Tadahiro Gunji’s intimate collages embody the Japanese concept of “MA,” a philosophy that embraces negative space and the intervals between things. Central to his “Collectivity” series is his unique approach to “In-between”—a method of seeking meaning in liminal spaces, especially between dichotomies: past and present, self and environment, presence and absence. Gunji’s practice is a meditation on the intangible, an attempt to capture the fleeting, unspoken sensations that exist in these gaps and translate them into tangible compositions.
For Gunji, collage is a way to connect fragments of memory, weaving them into poetic, deeply personal images. His work resists mere reconstruction; instead, he uses it as a vehicle for emotional resonance, layering impressions of time and place. Some of the works in this series take inspiration from the lyrics of Joni Mitchell—her ability to distill complex emotions into song mirroring his own instinct for assembling pieces of the past into something newly whole.

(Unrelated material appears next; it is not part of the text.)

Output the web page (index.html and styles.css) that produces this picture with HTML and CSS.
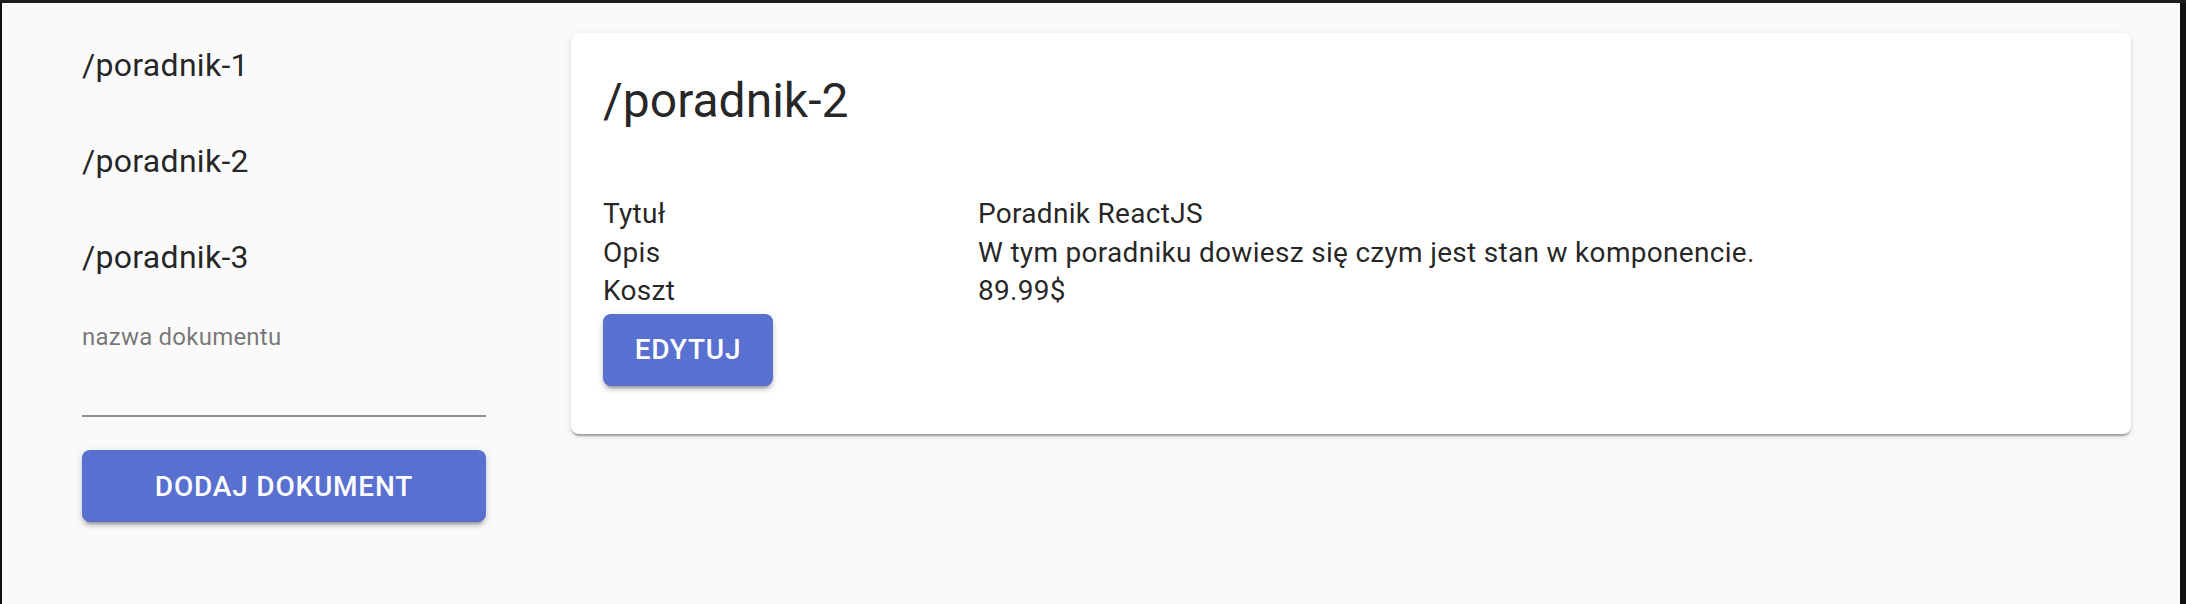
FILE: index.html
```html
<!DOCTYPE html>
<html lang="pl">
<head>
<meta charset="utf-8">
<title>Poradniki</title>
<link rel="stylesheet" href="styles.css">
</head>
<body>
<div class="topbar"></div>
<div class="frame">
  <div class="layout">
    <aside class="sidebar">
      <nav class="nav">
        <div class="nav-item">/poradnik-1</div>
        <div class="nav-item">/poradnik-2</div>
        <div class="nav-item">/poradnik-3</div>
      </nav>
      <div class="field">
        <label class="field-label">nazwa dokumentu</label>
        <div class="field-input"></div>
      </div>
      <button class="btn btn-wide">DODAJ DOKUMENT</button>
    </aside>
    <main class="card">
      <h2 class="card-title">/poradnik-2</h2>
      <div class="details">
        <div class="details-label">Tytuł</div><div class="details-value">Poradnik ReactJS</div>
        <div class="details-label">Opis</div><div class="details-value">W tym poradniku dowiesz się czym jest stan w komponencie.</div>
        <div class="details-label">Koszt</div><div class="details-value">89.99$</div>
      </div>
      <button class="btn btn-edit">EDYTUJ</button>
    </main>
  </div>
  <div class="rightstrip"></div>
</div>
</body>
</html>
```

FILE: styles.css
```css
html, body {
  margin: 0;
  padding: 0;
  height: 100%;
}
body {
  background: #fafafa;
  font-family: Roboto, "Liberation Sans", sans-serif;
  color: rgba(0, 0, 0, 0.87);
  overflow: hidden;
}
.topbar {
  height: 3px;
  background: #1e1e1e;
}
.frame {
  display: flex;
  height: 601px;
  border-left: 2px solid #111;
}
.layout {
  flex: 1;
  display: flex;
  align-items: flex-start;
  gap: 85px;
  padding: 0 49px 0 80px;
}
.rightstrip {
  width: 6px;
  background: #111;
}
.sidebar {
  width: 404px;
  flex: none;
  padding-top: 14px;
}
.nav-item {
  font-size: 32px;
  line-height: 48px;
  letter-spacing: 0.00938em;
  padding: 24px 0;
}
.field {
  margin-top: 16px;
}
.field-label {
  display: block;
  font-size: 24px;
  line-height: 32px;
  letter-spacing: 0.00938em;
  color: rgba(0, 0, 0, 0.54);
}
.field-input {
  height: 62px;
  border-bottom: 2px solid rgba(0, 0, 0, 0.42);
}
.btn {
  display: flex;
  align-items: center;
  justify-content: center;
  height: 72px;
  border: 0;
  border-radius: 8px;
  background: #5870cf;
  color: #fff;
  font-family: Roboto, "Liberation Sans", sans-serif;
  font-size: 28px;
  font-weight: 500;
  letter-spacing: 0.8px;
  padding: 0 32px;
  box-shadow: 0 6px 2px -4px rgba(0, 0, 0, 0.2), 0 4px 4px 0 rgba(0, 0, 0, 0.14), 0 2px 10px 0 rgba(0, 0, 0, 0.12);
}
.btn-wide {
  width: 404px;
  margin-top: 33px;
}
.btn-edit {
  width: 170px;
  margin-top: 3px;
}
.card {
  flex: 1;
  margin-top: 30px;
  background: #fff;
  border-radius: 8px;
  padding: 36px 32px 48px;
  box-shadow: 0 4px 2px -2px rgba(0, 0, 0, 0.2), 0 2px 2px 0 rgba(0, 0, 0, 0.14), 0 2px 6px 0 rgba(0, 0, 0, 0.12);
}
.card-title {
  margin: 0;
  font-size: 48px;
  font-weight: 400;
  line-height: 64px;
}
.details {
  display: grid;
  grid-template-columns: 375px 1fr;
  margin-top: 62px;
  font-size: 28px;
  line-height: 38.5px;
  letter-spacing: 0.01071em;
}
```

Drawn to the layered history of paper, Gunji sources materials from vintage books, retaining traces of their past—signatures, scribbled notes, faded ink—allowing time itself to become an active element in his work. His process is not simply a reconstruction of found materials but a deeply personal act of mapping perception. Instead of using pre-existing images, he renders his own impressions of the world—the glint of light on water, the movement of wind through trees—onto paper, transforming them into textures and patterns that build delicate, immersive scenes.
Through this approach, Gunji’s collages dissolve the boundary between self and surroundings, weaving together memory, observation, and materiality. The result is a body of work that exists in the space between, where form and feeling are inseparable, and time folds into itself in quiet, meditative rhythms.